Only a number is expected: how many lines in the data below contain the word "React".

··········

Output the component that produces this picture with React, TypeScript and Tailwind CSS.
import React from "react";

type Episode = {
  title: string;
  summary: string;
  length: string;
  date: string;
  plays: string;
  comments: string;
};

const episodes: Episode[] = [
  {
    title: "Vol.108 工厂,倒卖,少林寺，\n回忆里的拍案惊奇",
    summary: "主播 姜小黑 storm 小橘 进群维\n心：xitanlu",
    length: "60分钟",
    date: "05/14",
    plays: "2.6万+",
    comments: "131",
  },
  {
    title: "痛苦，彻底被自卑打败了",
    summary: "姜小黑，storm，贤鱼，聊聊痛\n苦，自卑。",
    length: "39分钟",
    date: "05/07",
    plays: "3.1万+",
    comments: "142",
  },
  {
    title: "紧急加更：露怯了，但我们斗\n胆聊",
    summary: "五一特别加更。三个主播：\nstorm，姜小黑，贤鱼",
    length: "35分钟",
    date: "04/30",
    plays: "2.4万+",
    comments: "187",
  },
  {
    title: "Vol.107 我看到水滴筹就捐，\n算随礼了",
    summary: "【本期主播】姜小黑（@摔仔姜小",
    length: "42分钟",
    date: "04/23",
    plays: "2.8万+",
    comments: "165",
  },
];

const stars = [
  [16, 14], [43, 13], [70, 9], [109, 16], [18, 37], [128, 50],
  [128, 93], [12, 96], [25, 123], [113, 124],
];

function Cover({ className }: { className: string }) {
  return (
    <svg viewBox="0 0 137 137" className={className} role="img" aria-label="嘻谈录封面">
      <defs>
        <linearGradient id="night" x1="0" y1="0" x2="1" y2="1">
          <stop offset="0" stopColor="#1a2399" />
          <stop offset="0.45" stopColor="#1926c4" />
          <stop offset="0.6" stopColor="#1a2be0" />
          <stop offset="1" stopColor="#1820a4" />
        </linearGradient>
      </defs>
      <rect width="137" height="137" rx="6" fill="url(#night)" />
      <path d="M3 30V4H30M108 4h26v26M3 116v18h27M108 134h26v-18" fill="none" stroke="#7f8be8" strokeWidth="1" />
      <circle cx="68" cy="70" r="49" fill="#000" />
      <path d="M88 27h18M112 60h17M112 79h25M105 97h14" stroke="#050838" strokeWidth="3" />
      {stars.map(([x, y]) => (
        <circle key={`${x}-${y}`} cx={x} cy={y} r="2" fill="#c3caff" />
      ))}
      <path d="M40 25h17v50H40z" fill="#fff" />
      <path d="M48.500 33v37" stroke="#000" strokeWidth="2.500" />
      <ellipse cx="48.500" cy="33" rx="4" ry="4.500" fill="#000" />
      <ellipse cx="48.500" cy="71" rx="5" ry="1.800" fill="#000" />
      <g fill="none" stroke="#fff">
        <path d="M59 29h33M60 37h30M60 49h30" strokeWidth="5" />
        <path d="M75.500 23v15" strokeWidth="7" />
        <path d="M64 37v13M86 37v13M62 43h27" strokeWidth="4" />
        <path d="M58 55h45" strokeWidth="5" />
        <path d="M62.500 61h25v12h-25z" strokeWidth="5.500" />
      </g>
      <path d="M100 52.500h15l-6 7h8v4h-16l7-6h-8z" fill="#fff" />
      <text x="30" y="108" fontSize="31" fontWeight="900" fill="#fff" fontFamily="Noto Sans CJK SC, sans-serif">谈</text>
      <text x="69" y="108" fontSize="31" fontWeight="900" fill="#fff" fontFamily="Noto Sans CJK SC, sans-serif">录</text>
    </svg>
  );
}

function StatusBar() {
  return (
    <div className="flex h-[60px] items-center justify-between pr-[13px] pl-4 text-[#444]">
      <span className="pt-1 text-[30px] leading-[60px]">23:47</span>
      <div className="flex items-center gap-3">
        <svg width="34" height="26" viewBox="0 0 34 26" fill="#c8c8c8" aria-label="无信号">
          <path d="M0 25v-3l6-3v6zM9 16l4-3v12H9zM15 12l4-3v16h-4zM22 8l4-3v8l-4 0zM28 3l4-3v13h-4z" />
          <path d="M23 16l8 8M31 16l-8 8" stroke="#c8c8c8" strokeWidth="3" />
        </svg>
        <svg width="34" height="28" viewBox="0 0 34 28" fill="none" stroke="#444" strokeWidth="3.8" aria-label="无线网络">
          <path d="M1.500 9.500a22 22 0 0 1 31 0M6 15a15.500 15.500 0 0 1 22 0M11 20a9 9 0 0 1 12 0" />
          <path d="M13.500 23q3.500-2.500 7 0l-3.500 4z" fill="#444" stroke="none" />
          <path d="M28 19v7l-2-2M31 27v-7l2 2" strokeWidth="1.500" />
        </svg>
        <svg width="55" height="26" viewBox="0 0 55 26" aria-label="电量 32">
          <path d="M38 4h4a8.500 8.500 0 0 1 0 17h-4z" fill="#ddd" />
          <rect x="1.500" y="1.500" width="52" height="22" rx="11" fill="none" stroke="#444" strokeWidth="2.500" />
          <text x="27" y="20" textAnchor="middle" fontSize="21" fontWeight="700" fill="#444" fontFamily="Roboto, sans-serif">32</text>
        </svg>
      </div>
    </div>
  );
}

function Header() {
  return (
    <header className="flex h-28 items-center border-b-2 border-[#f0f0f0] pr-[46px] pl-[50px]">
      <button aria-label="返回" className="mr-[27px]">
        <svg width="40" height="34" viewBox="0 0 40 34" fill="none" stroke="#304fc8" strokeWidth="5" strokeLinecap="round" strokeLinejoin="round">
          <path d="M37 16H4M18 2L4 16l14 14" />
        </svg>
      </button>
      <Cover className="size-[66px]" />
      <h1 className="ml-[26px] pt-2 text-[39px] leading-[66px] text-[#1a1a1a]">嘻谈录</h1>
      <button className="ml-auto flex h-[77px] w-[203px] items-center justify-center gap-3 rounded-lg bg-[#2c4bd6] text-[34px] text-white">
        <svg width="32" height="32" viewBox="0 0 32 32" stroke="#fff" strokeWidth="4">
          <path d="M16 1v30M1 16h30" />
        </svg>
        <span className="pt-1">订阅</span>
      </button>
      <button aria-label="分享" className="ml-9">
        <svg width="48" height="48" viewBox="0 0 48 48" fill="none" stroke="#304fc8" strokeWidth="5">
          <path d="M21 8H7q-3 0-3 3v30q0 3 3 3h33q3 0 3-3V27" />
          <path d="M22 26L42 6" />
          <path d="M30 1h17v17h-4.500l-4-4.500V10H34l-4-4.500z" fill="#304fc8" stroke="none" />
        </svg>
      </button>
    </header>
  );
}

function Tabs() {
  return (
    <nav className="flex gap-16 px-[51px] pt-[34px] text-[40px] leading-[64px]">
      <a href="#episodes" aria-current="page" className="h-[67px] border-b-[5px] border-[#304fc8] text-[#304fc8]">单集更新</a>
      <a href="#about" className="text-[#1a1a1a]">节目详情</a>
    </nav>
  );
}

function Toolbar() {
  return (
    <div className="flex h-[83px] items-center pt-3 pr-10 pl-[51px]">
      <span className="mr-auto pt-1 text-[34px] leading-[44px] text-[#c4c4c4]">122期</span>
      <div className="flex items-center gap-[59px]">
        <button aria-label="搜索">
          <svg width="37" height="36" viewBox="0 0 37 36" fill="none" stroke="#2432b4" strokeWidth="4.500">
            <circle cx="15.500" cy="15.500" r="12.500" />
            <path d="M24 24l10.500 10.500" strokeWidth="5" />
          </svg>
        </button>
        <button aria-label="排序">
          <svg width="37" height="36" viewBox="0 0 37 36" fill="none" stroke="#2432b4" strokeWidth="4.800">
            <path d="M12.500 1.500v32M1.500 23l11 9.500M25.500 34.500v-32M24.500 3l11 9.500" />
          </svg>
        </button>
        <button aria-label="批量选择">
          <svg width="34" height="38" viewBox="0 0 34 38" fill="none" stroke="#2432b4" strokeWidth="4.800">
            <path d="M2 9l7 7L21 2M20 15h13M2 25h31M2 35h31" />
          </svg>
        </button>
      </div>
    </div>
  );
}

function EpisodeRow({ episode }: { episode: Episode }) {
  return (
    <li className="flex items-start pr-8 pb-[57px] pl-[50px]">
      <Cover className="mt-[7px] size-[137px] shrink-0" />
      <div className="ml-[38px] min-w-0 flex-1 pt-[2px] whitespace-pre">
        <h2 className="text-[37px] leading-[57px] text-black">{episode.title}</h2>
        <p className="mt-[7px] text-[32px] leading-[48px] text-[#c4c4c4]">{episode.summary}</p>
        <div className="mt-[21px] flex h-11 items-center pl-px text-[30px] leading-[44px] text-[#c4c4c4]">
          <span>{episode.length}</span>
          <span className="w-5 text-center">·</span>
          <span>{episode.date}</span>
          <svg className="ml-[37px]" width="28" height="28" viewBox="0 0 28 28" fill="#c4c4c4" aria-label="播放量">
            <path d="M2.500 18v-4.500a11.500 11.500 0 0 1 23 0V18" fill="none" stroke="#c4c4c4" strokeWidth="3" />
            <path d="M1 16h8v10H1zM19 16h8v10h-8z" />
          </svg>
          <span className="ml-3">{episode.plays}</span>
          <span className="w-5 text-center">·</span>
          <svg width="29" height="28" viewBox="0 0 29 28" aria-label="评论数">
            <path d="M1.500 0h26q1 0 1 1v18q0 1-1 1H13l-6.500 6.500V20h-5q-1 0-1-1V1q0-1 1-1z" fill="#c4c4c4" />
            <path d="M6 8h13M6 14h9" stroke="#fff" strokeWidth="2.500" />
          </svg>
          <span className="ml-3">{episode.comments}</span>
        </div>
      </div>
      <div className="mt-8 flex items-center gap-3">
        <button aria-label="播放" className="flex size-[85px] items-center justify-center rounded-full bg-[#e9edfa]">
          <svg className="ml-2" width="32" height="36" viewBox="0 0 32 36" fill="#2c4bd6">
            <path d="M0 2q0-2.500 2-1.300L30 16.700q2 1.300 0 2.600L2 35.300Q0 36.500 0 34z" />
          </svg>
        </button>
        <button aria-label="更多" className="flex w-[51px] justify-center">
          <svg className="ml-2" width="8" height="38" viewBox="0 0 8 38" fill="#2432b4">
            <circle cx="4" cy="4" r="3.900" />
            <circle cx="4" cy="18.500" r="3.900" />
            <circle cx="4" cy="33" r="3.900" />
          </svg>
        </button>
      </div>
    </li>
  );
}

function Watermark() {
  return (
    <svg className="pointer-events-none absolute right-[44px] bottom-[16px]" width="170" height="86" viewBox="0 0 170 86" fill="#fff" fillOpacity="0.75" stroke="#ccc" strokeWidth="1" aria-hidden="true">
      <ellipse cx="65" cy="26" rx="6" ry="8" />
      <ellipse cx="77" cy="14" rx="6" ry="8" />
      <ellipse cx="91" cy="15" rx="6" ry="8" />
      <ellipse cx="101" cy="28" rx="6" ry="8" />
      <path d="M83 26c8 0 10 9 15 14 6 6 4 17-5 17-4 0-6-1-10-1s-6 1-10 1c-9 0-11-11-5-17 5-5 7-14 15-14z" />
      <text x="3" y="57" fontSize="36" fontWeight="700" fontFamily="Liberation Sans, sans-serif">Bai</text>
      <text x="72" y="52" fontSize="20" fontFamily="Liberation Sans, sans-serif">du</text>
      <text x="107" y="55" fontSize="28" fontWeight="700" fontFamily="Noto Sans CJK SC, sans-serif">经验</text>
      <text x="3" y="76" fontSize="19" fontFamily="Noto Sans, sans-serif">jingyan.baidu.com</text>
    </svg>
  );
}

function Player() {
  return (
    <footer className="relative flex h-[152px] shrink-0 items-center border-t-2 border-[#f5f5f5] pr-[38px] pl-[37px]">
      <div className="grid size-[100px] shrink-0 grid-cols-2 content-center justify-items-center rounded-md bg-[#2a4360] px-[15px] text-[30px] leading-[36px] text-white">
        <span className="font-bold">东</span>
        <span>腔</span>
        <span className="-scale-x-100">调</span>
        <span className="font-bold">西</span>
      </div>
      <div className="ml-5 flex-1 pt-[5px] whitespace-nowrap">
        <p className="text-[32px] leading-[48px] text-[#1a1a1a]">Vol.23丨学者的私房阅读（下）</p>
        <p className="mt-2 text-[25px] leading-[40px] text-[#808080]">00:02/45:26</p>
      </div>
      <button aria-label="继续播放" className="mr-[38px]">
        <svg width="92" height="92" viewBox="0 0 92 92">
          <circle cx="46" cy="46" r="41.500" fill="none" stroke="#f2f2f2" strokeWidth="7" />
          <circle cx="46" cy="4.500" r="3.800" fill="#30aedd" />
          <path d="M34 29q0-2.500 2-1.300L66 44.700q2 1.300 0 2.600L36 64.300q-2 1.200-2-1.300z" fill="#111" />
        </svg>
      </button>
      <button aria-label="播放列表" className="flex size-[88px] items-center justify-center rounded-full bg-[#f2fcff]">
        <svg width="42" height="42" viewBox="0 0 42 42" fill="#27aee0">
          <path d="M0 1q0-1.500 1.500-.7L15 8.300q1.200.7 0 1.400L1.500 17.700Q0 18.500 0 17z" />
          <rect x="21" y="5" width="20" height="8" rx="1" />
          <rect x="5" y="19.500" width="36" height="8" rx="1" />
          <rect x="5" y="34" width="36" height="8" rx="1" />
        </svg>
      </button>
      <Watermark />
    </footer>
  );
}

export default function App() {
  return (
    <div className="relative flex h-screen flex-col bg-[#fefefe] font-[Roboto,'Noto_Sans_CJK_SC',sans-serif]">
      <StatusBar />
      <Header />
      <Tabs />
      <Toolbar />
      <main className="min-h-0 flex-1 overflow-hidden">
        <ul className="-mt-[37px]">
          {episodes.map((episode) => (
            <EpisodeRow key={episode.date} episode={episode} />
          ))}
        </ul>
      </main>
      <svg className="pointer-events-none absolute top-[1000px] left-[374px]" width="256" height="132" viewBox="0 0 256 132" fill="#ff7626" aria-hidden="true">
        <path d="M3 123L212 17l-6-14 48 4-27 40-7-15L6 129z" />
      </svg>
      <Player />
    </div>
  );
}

··········

▶ Problem solution
2